Data shown »

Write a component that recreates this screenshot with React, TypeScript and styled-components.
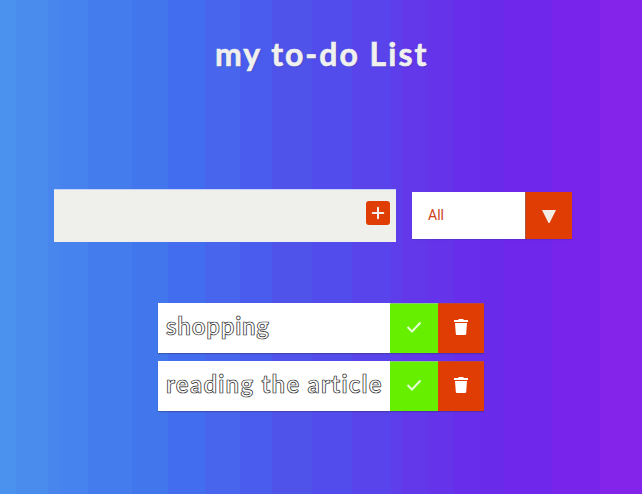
import React from "react";
import styled, { createGlobalStyle } from "styled-components";

const bands: [string, number][] = [
  ["#4b92ee", 16], ["#4a8cee", 48], ["#4886ee", 60], ["#4783ee", 88],
  ["#447cee", 132], ["#4276ec", 168], ["#426dee", 205], ["#4765ed", 240],
  ["#4a5ced", 272], ["#5053ea", 312], ["#534cec", 352], ["#5943ea", 391],
  ["#5e3eea", 402], ["#6338ea", 428], ["#6534ea", 454], ["#682dea", 480],
  ["#6a2aea", 504], ["#6f27eb", 552], ["#7824eb", 600], ["#8423e9", 642],
];
const gradient = bands
  .map(([c, end], i) => `${c} ${i ? bands[i - 1][1] : 0}px ${end}px`)
  .join(", ");

const GlobalStyle = createGlobalStyle`
  * { box-sizing: border-box; }
  body { margin: 0; overflow: hidden; }
`;
const Page = styled.main`
  display: flex;
  flex-direction: column;
  width: 642px;
  height: 494px;
  background: linear-gradient(90deg, ${gradient});
  font-family: "Lato", sans-serif;
`;
const Header = styled.header`
  height: 189px;
  padding: 34px 0 0 215px;
`;
const Title = styled.h1`
  margin: 0;
  font-size: 32px;
  line-height: 40px;
  font-weight: 700;
  letter-spacing: 2px;
  color: #f0f1ef;
  white-space: nowrap;
  -webkit-text-stroke: 0.6px #f0f1ef;
  text-shadow: 1px 1px 1px #3c3b8066;
`;
const Controls = styled.form`
  display: flex;
  align-items: center;
  gap: 16px;
  height: 53px;
  padding-left: 54px;
`;
const Entry = styled.div`
  display: flex;
  align-items: center;
  justify-content: flex-end;
  width: 342px;
  height: 53px;
  padding: 0 6px 7px 0;
  background: #eff0eb;
  border-top: 1px solid #c5d2f5;
`;
const AddButton = styled.button`
  display: grid;
  place-items: center;
  width: 24px;
  height: 24px;
  padding: 0;
  border: 0;
  border-radius: 3px;
  background: #df3d04;
`;
const Filter = styled.div`
  display: flex;
  width: 160px;
  height: 47px;
  background: #fff;
  box-shadow: 0 1px 1px #30309044;
`;
const FilterValue = styled.span`
  width: 113px;
  padding-left: 16px;
  font: 14px/47px "Roboto", sans-serif;
  color: #ce3e18;
`;
const FilterArrow = styled.span`
  display: grid;
  place-items: center;
  width: 47px;
  background: #df3d04;
  border-left: 1px solid #a95843;
`;
const List = styled.ul`
  display: flex;
  flex-direction: column;
  gap: 8px;
  width: 326px;
  margin: 61px 0 0 158px;
  padding: 0;
  list-style: none;
`;
const Item = styled.li`
  display: flex;
  height: 50px;
  background: #fff;
  box-shadow: 0 1px 1px #30306066;
`;
const ItemText = styled.span<{ $spacing: number }>`
  width: 232px;
  padding-left: 8px;
  font-size: 24px;
  line-height: 46px;
  letter-spacing: ${(p) => p.$spacing}px;
  font-weight: 700;
  color: #fff;
  -webkit-text-stroke: 0.7px #222;
  white-space: nowrap;
`;
const ItemAction = styled.button<{ $kind: "done" | "remove" }>`
  display: grid;
  place-items: center;
  width: ${(p) => (p.$kind === "done" ? 48 : 46)}px;
  padding: 0 0 4px;
  border: 0;
  border-top: 1px solid ${(p) => (p.$kind === "done" ? "#85cc78" : "#bd4936")};
  background: ${(p) => (p.$kind === "done" ? "#66f000" : "#df3d04")};
`;

const todos = [
  { text: "shopping", spacing: 0.8 },
  { text: "reading the article", spacing: 1.26 },
];

export default function App() {
  return (
    <>
      <GlobalStyle />
      <Page>
        <Header><Title>my to-do List</Title></Header>
        <Controls>
          <Entry>
            <AddButton type="button" aria-label="Add">
              <svg width="24" height="24" viewBox="0 0 24 24">
                <path d="M12 6.7v10.6M6.7 12h10.6" stroke="#f3eee7" strokeWidth="2" strokeLinecap="round" />
              </svg>
            </AddButton>
          </Entry>
          <Filter>
            <FilterValue>All</FilterValue>
            <FilterArrow>
              <svg width="14" height="14" viewBox="0 0 14 14">
                <path d="M0 0H14L7 14Z" fill="#f2eee5" transform="translate(0 1)" />
              </svg>
            </FilterArrow>
          </Filter>
        </Controls>
        <List>
          {todos.map((t) => (
            <Item key={t.text}>
              <ItemText $spacing={t.spacing}>{t.text}</ItemText>
              <ItemAction $kind="done" aria-label="Complete">
                <svg width="16" height="16" viewBox="0 0 16 16">
                  <path d="M1.5 8L6 12.5L14.5 3.5" fill="none" stroke="#e4fbd3" strokeWidth="2" />
                </svg>
              </ItemAction>
              <ItemAction $kind="remove" aria-label="Delete">
                <svg width="16" height="18" viewBox="0 0 16 18">
                  <path d="M1 2H5L6 1H10L11 2H15V4H1ZM2 5H14L13.2 15.7Q13.1 17 12 17H4Q2.9 17 2.8 15.7Z" fill="#fff" />
                </svg>
              </ItemAction>
            </Item>
          ))}
        </List>
      </Page>
    </>
  );
}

Task » Skip every picture and transcribe the data above exactly.

Task solution »
Write a component that recreates this screenshot with React, TypeScript and styled-components.
import React from "react";
import styled, { createGlobalStyle } from "styled-components";

const bands: [string, number][] = [
  ["#4b92ee", 16], ["#4a8cee", 48], ["#4886ee", 60], ["#4783ee", 88],
  ["#447cee", 132], ["#4276ec", 168], ["#426dee", 205], ["#4765ed", 240],
  ["#4a5ced", 272], ["#5053ea", 312], ["#534cec", 352], ["#5943ea", 391],
  ["#5e3eea", 402], ["#6338ea", 428], ["#6534ea", 454], ["#682dea", 480],
  ["#6a2aea", 504], ["#6f27eb", 552], ["#7824eb", 600], ["#8423e9", 642],
];
const gradient = bands
  .map(([c, end], i) => `${c} ${i ? bands[i - 1][1] : 0}px ${end}px`)
  .join(", ");

const GlobalStyle = createGlobalStyle`
  * { box-sizing: border-box; }
  body { margin: 0; overflow: hidden; }
`;
const Page = styled.main`
  display: flex;
  flex-direction: column;
  width: 642px;
  height: 494px;
  background: linear-gradient(90deg, ${gradient});
  font-family: "Lato", sans-serif;
`;
const Header = styled.header`
  height: 189px;
  padding: 34px 0 0 215px;
`;
const Title = styled.h1`
  margin: 0;
  font-size: 32px;
  line-height: 40px;
  font-weight: 700;
  letter-spacing: 2px;
  color: #f0f1ef;
  white-space: nowrap;
  -webkit-text-stroke: 0.6px #f0f1ef;
  text-shadow: 1px 1px 1px #3c3b8066;
`;
const Controls = styled.form`
  display: flex;
  align-items: center;
  gap: 16px;
  height: 53px;
  padding-left: 54px;
`;
const Entry = styled.div`
  display: flex;
  align-items: center;
  justify-content: flex-end;
  width: 342px;
  height: 53px;
  padding: 0 6px 7px 0;
  background: #eff0eb;
  border-top: 1px solid #c5d2f5;
`;
const AddButton = styled.button`
  display: grid;
  place-items: center;
  width: 24px;
  height: 24px;
  padding: 0;
  border: 0;
  border-radius: 3px;
  background: #df3d04;
`;
const Filter = styled.div`
  display: flex;
  width: 160px;
  height: 47px;
  background: #fff;
  box-shadow: 0 1px 1px #30309044;
`;
const FilterValue = styled.span`
  width: 113px;
  padding-left: 16px;
  font: 14px/47px "Roboto", sans-serif;
  color: #ce3e18;
`;
const FilterArrow = styled.span`
  display: grid;
  place-items: center;
  width: 47px;
  background: #df3d04;
  border-left: 1px solid #a95843;
`;
const List = styled.ul`
  display: flex;
  flex-direction: column;
  gap: 8px;
  width: 326px;
  margin: 61px 0 0 158px;
  padding: 0;
  list-style: none;
`;
const Item = styled.li`
  display: flex;
  height: 50px;
  background: #fff;
  box-shadow: 0 1px 1px #30306066;
`;
const ItemText = styled.span<{ $spacing: number }>`
  width: 232px;
  padding-left: 8px;
  font-size: 24px;
  line-height: 46px;
  letter-spacing: ${(p) => p.$spacing}px;
  font-weight: 700;
  color: #fff;
  -webkit-text-stroke: 0.7px #222;
  white-space: nowrap;
`;
const ItemAction = styled.button<{ $kind: "done" | "remove" }>`
  display: grid;
  place-items: center;
  width: ${(p) => (p.$kind === "done" ? 48 : 46)}px;
  padding: 0 0 4px;
  border: 0;
  border-top: 1px solid ${(p) => (p.$kind === "done" ? "#85cc78" : "#bd4936")};
  background: ${(p) => (p.$kind === "done" ? "#66f000" : "#df3d04")};
`;

const todos = [
  { text: "shopping", spacing: 0.8 },
  { text: "reading the article", spacing: 1.26 },
];

export default function App() {
  return (
    <>
      <GlobalStyle />
      <Page>
        <Header><Title>my to-do List</Title></Header>
        <Controls>
          <Entry>
            <AddButton type="button" aria-label="Add">
              <svg width="24" height="24" viewBox="0 0 24 24">
                <path d="M12 6.7v10.6M6.7 12h10.6" stroke="#f3eee7" strokeWidth="2" strokeLinecap="round" />
              </svg>
            </AddButton>
          </Entry>
          <Filter>
            <FilterValue>All</FilterValue>
            <FilterArrow>
              <svg width="14" height="14" viewBox="0 0 14 14">
                <path d="M0 0H14L7 14Z" fill="#f2eee5" transform="translate(0 1)" />
              </svg>
            </FilterArrow>
          </Filter>
        </Controls>
        <List>
          {todos.map((t) => (
            <Item key={t.text}>
              <ItemText $spacing={t.spacing}>{t.text}</ItemText>
              <ItemAction $kind="done" aria-label="Complete">
                <svg width="16" height="16" viewBox="0 0 16 16">
                  <path d="M1.5 8L6 12.5L14.5 3.5" fill="none" stroke="#e4fbd3" strokeWidth="2" />
                </svg>
              </ItemAction>
              <ItemAction $kind="remove" aria-label="Delete">
                <svg width="16" height="18" viewBox="0 0 16 18">
                  <path d="M1 2H5L6 1H10L11 2H15V4H1ZM2 5H14L13.2 15.7Q13.1 17 12 17H4Q2.9 17 2.8 15.7Z" fill="#fff" />
                </svg>
              </ItemAction>
            </Item>
          ))}
        </List>
      </Page>
    </>
  );
}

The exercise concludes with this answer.